A mesa está posta, repleta de autênticos manjares. Os convidados estão todos no pátio, praticamente metade da aldeia. Todos já com fome e na expectativa.
O porco guinchando no pátio. Cinco corpulentos homens à volta do animal, segurando-lhe o corpo sujo de lama. Apenas se ouvem guinchos do desespero do animal. Maria de Fátima, na casa da lenha, ofegando e gemendo, deserta de saudades daquele corpo amante e apaixonado. O animal no pátio prestes a ser sacrificado para satisfazer a fome de quase um rancho.
O filho mais velho levantando uma enorme faca e o porco guinchando. Januário, na casa da lenha, depois de apanhar os amantes no coito, enterrando-lhes repetidamente a foice. A lenha que cai por cima dos corpos e ele ali, em estado de choque.
É janeiro, mas não faz frio. O sangue corre pelo pátio. A sopa arrefece no fogão apagado. Tanta sobremesa. A véspera inteira a fazer arroz doce, leite creme, pudim, farófias, bolo de iogurte, azevias e rabanadas.
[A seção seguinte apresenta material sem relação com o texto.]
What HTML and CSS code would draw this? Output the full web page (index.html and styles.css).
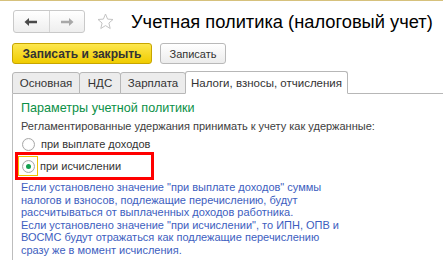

A véspera inteira a sonhar.
Januário em estado de choque, todo aquele sangue escorrendo-lhe das mãos. O silêncio que agora se ouvia. O porco sossegou, rendeu-se às investidas da morte e partiu para a “quinta dos calados”, como diria o seu avô Feliciano. Seria depois cortado e o seu sangue escorrido. Ali deitados, os amantes já não incomodavam Januário. Talvez por isso se tivesse posto a cantar e a preparar os corpos como quem prepara um pitéu. E depois de cortados, Januário cobre-os com lenha e rega-os com gasolina.
Sangue e mais sangue, vísceras a arder. Um cheiro fétido de carne em combustão. Para Januário, no pátio é que se cometera o verdadeiro crime. Na casa da lenha, apenas justiça e defesa da honra. Ao menos o porco se iria comer.